Wednesday, August 06, 2003

Renee F. writes:

>>I am looking for a PC laptop and I thought you might be able to lend some expertise. I've always been more of a Mac girl, increasingly so over the past few years, and feel out of touch with what I should be looking for in a PC—especially in terms of processor speed. I need something that will (1) be functional for years to come and (2) run the basic software, with several (or even many) applications open at once. Any advice?<<

The Reluctant Geek responds:

I'm still hoping that someday they will make a computer (whether PC, Mac or whatever) that actually works (sigh). That said, I think it behooves you to buy the most advanced machine you can within your budget.

Both Dell and Gateway are no longer my friends because of poor technical support.

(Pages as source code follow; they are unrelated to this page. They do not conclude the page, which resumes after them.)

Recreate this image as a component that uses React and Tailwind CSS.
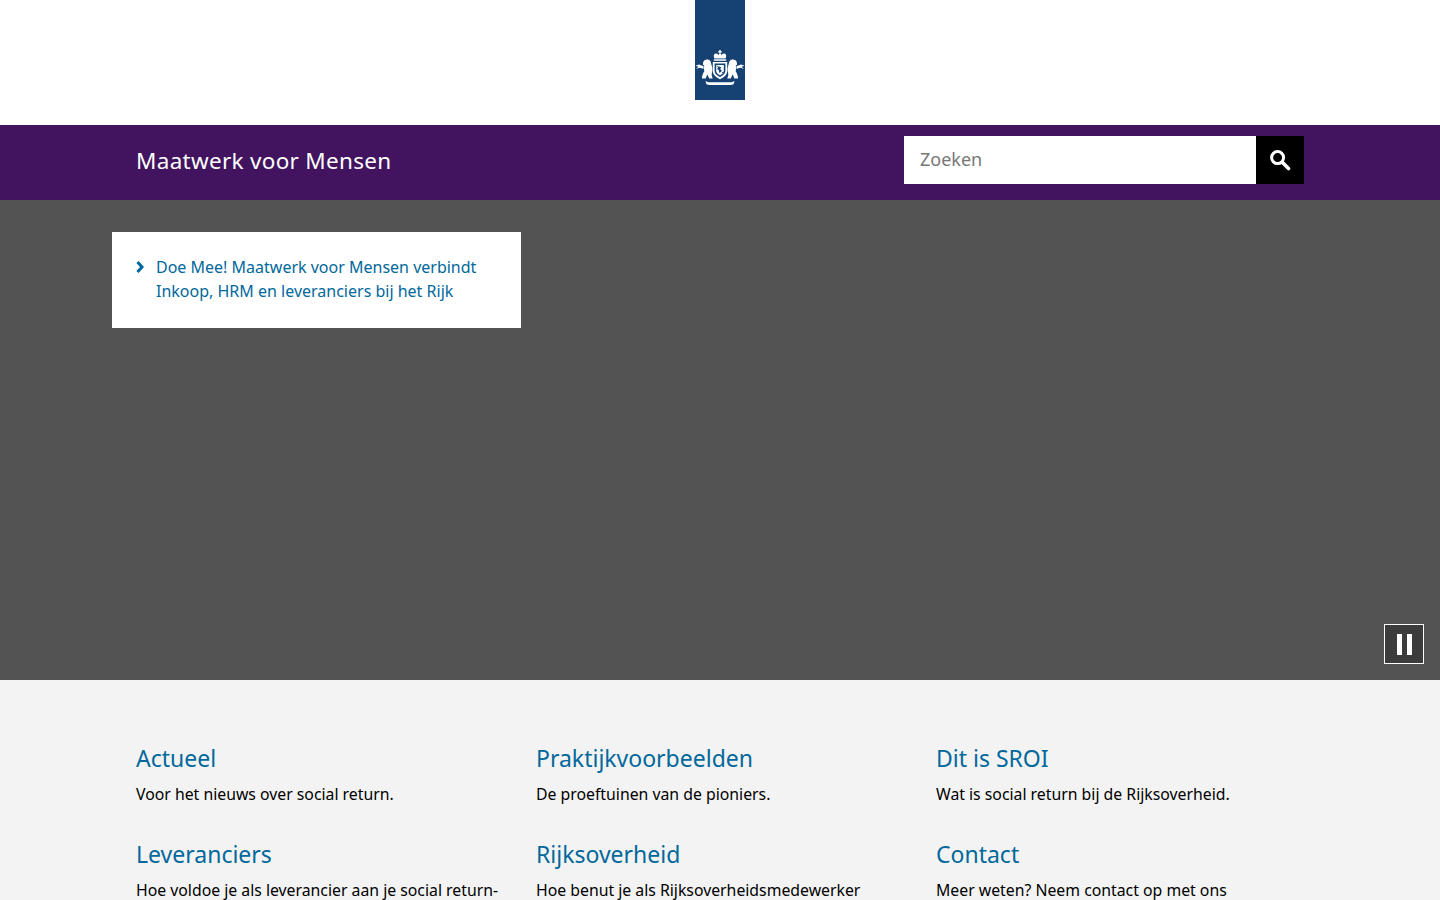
const font = { fontFamily: '"Noto Sans", sans-serif' }

function Emblem() {
  return (
    <svg viewBox="0 0 50 50" width="50" height="50" className="block" fill="#fff">
      {/* kroon */}
      <path d="M24.300 0h1.400v1.300h1.100v1.200h-1.100v1.300h-1.400V2.500h-1.100V1.300h1.100z" />
      <path d="M19.500 8.500c-1.300-2.400-0.800-4.700 1.200-4.900 1.300-0.100 2 0.600 2.600 1.400 0.400-0.800 1-1.200 1.700-1.200s1.300 0.400 1.700 1.200c0.600-0.800 1.300-1.500 2.600-1.400 2 0.200 2.500 2.500 1.200 4.900z" />
      <path d="M18.800 9.300h12.400v1.500H18.800z" />
      {/* schild */}
      <path d="M17.800 12h14.400v9c0 4-3.600 6.500-7.200 8.300-3.600-1.800-7.200-4.300-7.200-8.300z" />
      <path d="M19.600 13.500h10.800v7.300c0 3-2.800 4.800-5.400 6.300-2.600-1.500-5.400-3.300-5.400-6.300z" fill="#154273" />
      <path d="M21.200 15h7.600v5.800c0 2.100-1.900 3.400-3.800 4.500-1.900-1.100-3.800-2.400-3.800-4.500z" />
      <path d="M23.500 16.200l2.700 1-1 1.800 1.700 1.900-2.500 2-0.700-2.800-1.500-1z M21.800 15.800h1v1h-1z M27.200 22h1v1h-1z" fill="#154273" />
      {/* leeuw links */}
      <path d="M9.500 10.200c2.200-1.300 5-0.800 6 1 0.700 1.400 0.600 3 1.200 4.300 0.900 2 1 5 0.200 7.300-0.400 1.400-0.200 3.300 0.900 5.700h-3.500c-0.900-1.400-1.400-2.800-1.700-4-1 1.200-1.700 2.600-1.900 4H7c0-2.800 1-5.300 2.400-7.400-0.700-1.900-0.700-3.800-0.100-5.600-1-0.200-1.500-1-1.300-2.100 0.100-1.300 0.500-2.400 1.500-3.200z" />
      <path d="M8.500 16.200L4 14.600l-3.500 1.200 3 0.900-2.600 2.200 3.500-1.100 4.100 1z" />
      {/* leeuw rechts */}
      <path d="M40.500 10.200c-2.200-1.300-5-0.800-6 1-0.700 1.400-0.600 3-1.200 4.300-0.900 2-1 5-0.200 7.300 0.400 1.400 0.200 3.300-0.900 5.700h3.500c0.900-1.400 1.400-2.800 1.700-4 1 1.200 1.700 2.600 1.900 4H43c0-2.800-1-5.300-2.400-7.400 0.700-1.900 0.700-3.800 0.100-5.600 1-0.200 1.500-1 1.300-2.100-0.100-1.300-0.500-2.400-1.500-3.200z" />
      <path d="M41.500 16.200l4.500-1.600 3.500 1.200-3 0.900 2.600 2.200-3.500-1.100-4.100 1z" />
      {/* lint */}
      <path d="M10.500 31c1.500 0.900 2.800 1.200 4.500 1.200h20c1.700 0 3-0.300 4.500-1.200l-0.900 3.200c-1.200 0.600-2.300 0.800-3.600 0.800H15c-1.300 0-2.400-0.200-3.600-0.800z" />
    </svg>
  )
}

const blocks = [
  { title: "Actueel", text: "Voor het nieuws over social return." },
  { title: "Praktijkvoorbeelden", text: "De proeftuinen van de pioniers." },
  { title: "Dit is SROI", text: "Wat is social return bij de Rijksoverheid." },
  { title: "Leveranciers", text: "Hoe voldoe je als leverancier aan je social return-verplichting?" },
  { title: "Rijksoverheid", text: "Hoe benut je als Rijksoverheidsmedewerker social return?" },
  { title: "Contact", text: "Meer weten? Neem contact op met ons expertisecentrum." },
]

export default function App() {
  return (
    <div style={font} className="bg-[#f3f3f3] text-black">
      {/* logo */}
      <header className="h-[125px] bg-white flex justify-center">
        <div className="w-[50px] h-[100px] bg-[#154273] flex items-end">
          <Emblem />
        </div>
      </header>

      {/* balk met zoeken */}
      <div className="h-[75px] bg-[#42145f]">
        <div className="w-[1168px] mx-auto flex justify-between pt-[11px]">
          <div className="text-[22.5px] leading-[50px] text-white tracking-[0.3px]">Maatwerk voor Mensen</div>
          <form className="flex">
            <input
              type="text"
              placeholder="Zoeken"
              className="w-[352px] h-[48px] px-4 pb-[2px] bg-white text-[18px] text-black placeholder-[#777] outline-none"
            />
            <button type="button" className="w-[48px] h-[48px] bg-black flex items-center justify-center">
              <svg width="22" height="22" viewBox="0 0 22 22" fill="none" stroke="#fff">
                <circle cx="8.600" cy="8.600" r="6" strokeWidth="3" />
                <path d="M13.500 13.500L19.500 19.500" strokeWidth="3.600" strokeLinecap="round" />
              </svg>
            </button>
          </form>
        </div>
      </div>

      {/* hero */}
      <section className="relative h-[480px] bg-[#535353]">
        <div className="w-[1216px] mx-auto pt-8">
          <div className="w-[409px] h-[96px] bg-white pl-6 pt-[23px] flex">
            <svg width="9" height="12" viewBox="0 0 9 12" className="mt-[6px] shrink-0" fill="none" stroke="#01689b" strokeWidth="3">
              <path d="M1.500 1l4.500 5-4.500 5" />
            </svg>
            <a href="#" className="ml-[11px] text-[16px] leading-[24px] text-[#01689b]">
              Doe Mee! Maatwerk voor Mensen verbindt<br />Inkoop, HRM en leveranciers bij het Rijk
            </a>
          </div>
        </div>
        <button
          type="button"
          aria-label="Pauzeren"
          className="absolute right-4 bottom-4 w-10 h-10 border border-white bg-[#3c3c3c] flex items-center justify-center gap-[5px]"
        >
          <span className="block w-[5px] h-[21px] bg-white" />
          <span className="block w-[5px] h-[21px] bg-white" />
        </button>
      </section>

      {/* blokken */}
      <main className="w-[1200px] mx-auto pl-4 pt-[62px] pb-10 grid grid-cols-[400px_400px_368px] gap-y-[24px]">
        {blocks.map((b) => (
          <div key={b.title} className="w-[368px] min-h-[72px]">
            <h2 className="text-[23px] leading-[32px] text-[#01689b]">{b.title}</h2>
            <p className="mt-[8px] text-[15.8px] leading-[24px]">{b.text}</p>
          </div>
        ))}
      </main>
    </div>
  )
}
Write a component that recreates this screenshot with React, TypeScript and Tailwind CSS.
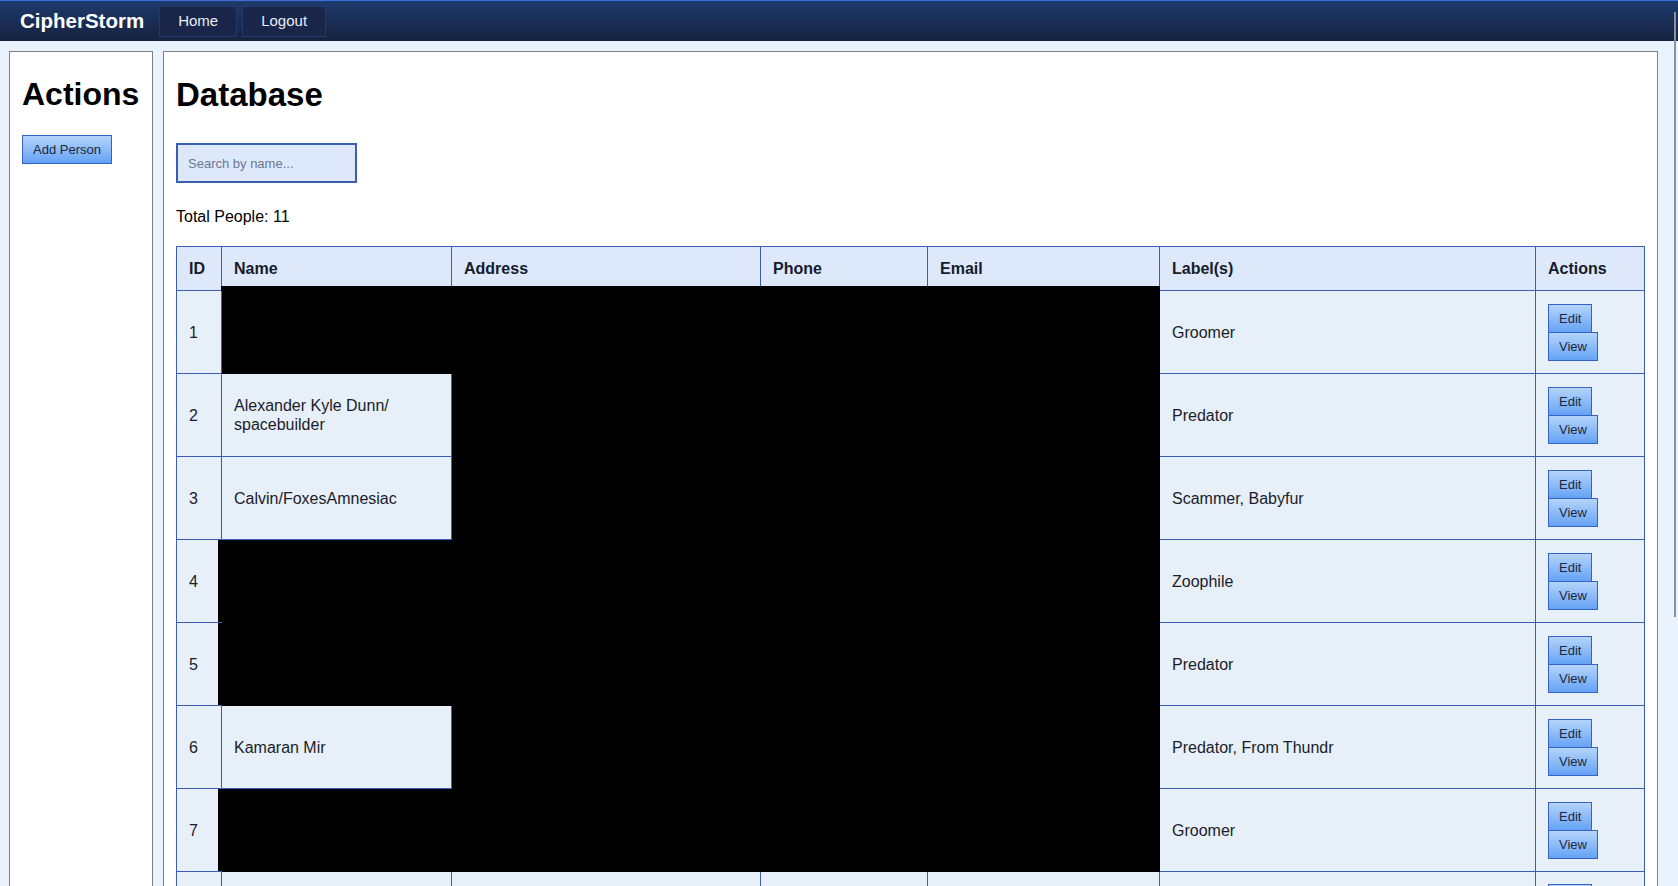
import { useState } from "react";

interface Person {
  id: number;
  name: string;
  labels: string;
  hideName: boolean;
}

const people: Person[] = [
  { id: 1, name: "", labels: "Groomer", hideName: true },
  { id: 2, name: "Alexander Kyle Dunn/ spacebuilder", labels: "Predator", hideName: false },
  { id: 3, name: "Calvin/FoxesAmnesiac", labels: "Scammer, Babyfur", hideName: false },
  { id: 4, name: "", labels: "Zoophile", hideName: true },
  { id: 5, name: "", labels: "Predator", hideName: true },
  { id: 6, name: "Kamaran Mir", labels: "Predator, From Thundr", hideName: false },
  { id: 7, name: "", labels: "Groomer", hideName: true },
];

const btn =
  "border border-[#3562c4] bg-gradient-to-b from-[#b4d4fb] to-[#64a2f4] text-[13px] text-[#1d2840] px-[10px] flex items-center";

export default function App() {
  const [search, setSearch] = useState("");

  const th = "border border-[#3a5db5] bg-[#dde9fb] h-[44px] px-3 text-left text-[16px] font-bold text-[#161b2c]";
  const td = "border border-[#3a5db5] bg-[#e7eff9] h-[83px] px-3 text-[16px] leading-[19px] text-[#1a1d29]";
  const black = "border border-black bg-black h-[83px] relative";

  return (
    <div className="relative h-[886px] overflow-hidden bg-[#eaf3fd] font-['Liberation_Sans',Arial,sans-serif]">
      <nav className="h-[41px] border-t border-[#3d6fdc] bg-gradient-to-b from-[#1d3a6d] to-[#16223f] flex items-center pl-[20px]">
        <span className="text-[20.5px] font-bold text-white">CipherStorm</span>
        <div className="ml-[15px] flex gap-[5px]">
          <a className="h-[31px] px-[18px] border border-[#213a6c] bg-[#19264a] text-[15px] text-[#e8edf8] flex items-center">
            Home
          </a>
          <a className="h-[31px] px-[18px] border border-[#213a6c] bg-[#19264a] text-[15px] text-[#e8edf8] flex items-center">
            Logout
          </a>
        </div>
      </nav>

      <div className="flex gap-[10px] pl-[9px] pr-[20px] pt-[10px]">
        <aside className="w-[144px] shrink-0 border border-[#808080] bg-white px-[12px] pt-[24px]">
          <h1 className="text-[32px] leading-[37px] font-bold text-black">Actions</h1>
          <button className={btn + " mt-[22px] h-[29px]"}>Add Person</button>
        </aside>

        <main className="flex-1 border border-[#808080] bg-white px-[12px] pt-[24px]">
          <h1 className="text-[33px] leading-[37px] font-bold text-black">Database</h1>
          <input
            value={search}
            onChange={(e) => setSearch(e.target.value)}
            placeholder="Search by name..."
            className="mt-[30px] block h-[40px] w-[181px] border-2 border-[#3a5db5] bg-[#dde9fb] px-[10px] text-[13px] outline-none placeholder:text-[#6b7890]"
          />
          <p className="mt-[22px] text-[16px] leading-[24px] text-black">Total People: 11</p>

          <table className="mt-[17px] w-full table-fixed border-collapse">
            <colgroup>
              <col className="w-[45px]" />
              <col className="w-[230px]" />
              <col className="w-[309px]" />
              <col className="w-[167px]" />
              <col className="w-[232px]" />
              <col className="w-[376px]" />
              <col className="w-[109px]" />
            </colgroup>
            <thead>
              <tr>
                <th className={th}>ID</th>
                {["Name", "Address", "Phone", "Email"].map((h) => (
                  <th key={h} className={th + " relative"}>
                    {h}
                    <span className="absolute -left-px -right-px -bottom-px h-[5px] bg-black" />
                  </th>
                ))}
                <th className={th}>Label(s)</th>
                <th className={th}>Actions</th>
              </tr>
            </thead>
            <tbody>
              {people.map((p) => (
                <tr key={p.id}>
                  <td className={td}>{p.id}</td>
                  {p.hideName ? (
                    <td className={black}>
                      {p.id !== 1 && <span className="absolute -left-[4px] top-0 bottom-0 w-[4px] bg-black" />}
                    </td>
                  ) : (
                    <td className={td}>{p.name}</td>
                  )}
                  <td className={black} />
                  <td className={black} />
                  <td className={black} />
                  <td className={td}>{p.labels}</td>
                  <td className={td}>
                    <div className="flex flex-col items-start">
                      <button className={btn + " h-[29px]"}>Edit</button>
                      <button className={btn + " h-[29px] -mt-px"}>View</button>
                    </div>
                  </td>
                </tr>
              ))}
              {/* row 8 only peeks in at the bottom edge */}
              <tr>
                <td className={td} />
                <td className={td} />
                <td className={td} />
                <td className={td} />
                <td className={td} />
                <td className={td} />
                <td className={td + " align-top pt-[12px]"}>
                  <div className="h-[29px] w-[44px] border border-[#3562c4] bg-gradient-to-b from-[#b4d4fb] to-[#64a2f4]" />
                </td>
              </tr>
            </tbody>
          </table>
        </main>
      </div>

      <div className="absolute top-[12px] right-[2px] w-[2px] h-[605px] bg-[#8b9199]" />
    </div>
  );
}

Now that I have bought a Toshiba (Portege 3500) they are becoming not-my-friend also, as my initial tech-support experience has been poor. However, I am a terrible customer and extremely demanding. You will probably be less demanding and easier for a manufacturer to get along with, as you are not nearly as neurotic as I am.

I have heard that Sony is a good company to deal with and that their customer service is good and that the Vaio is a great machine. They also have the added advantage of having never had me as a customer. I didn't get a Sony this time, as they did not offer a tablet computer, which I wanted.

That said, here are the features I would try to get, as long as you can afford them, in order to have a laptop that will still be working 3-4 years from now:

1. Pentium 4 processor, if possible. I got a Pentium 3 this time, as they don't yet make tablet computers with P4. In any case, you want the fastest processor you can afford. My P3 is 1.33 GHz.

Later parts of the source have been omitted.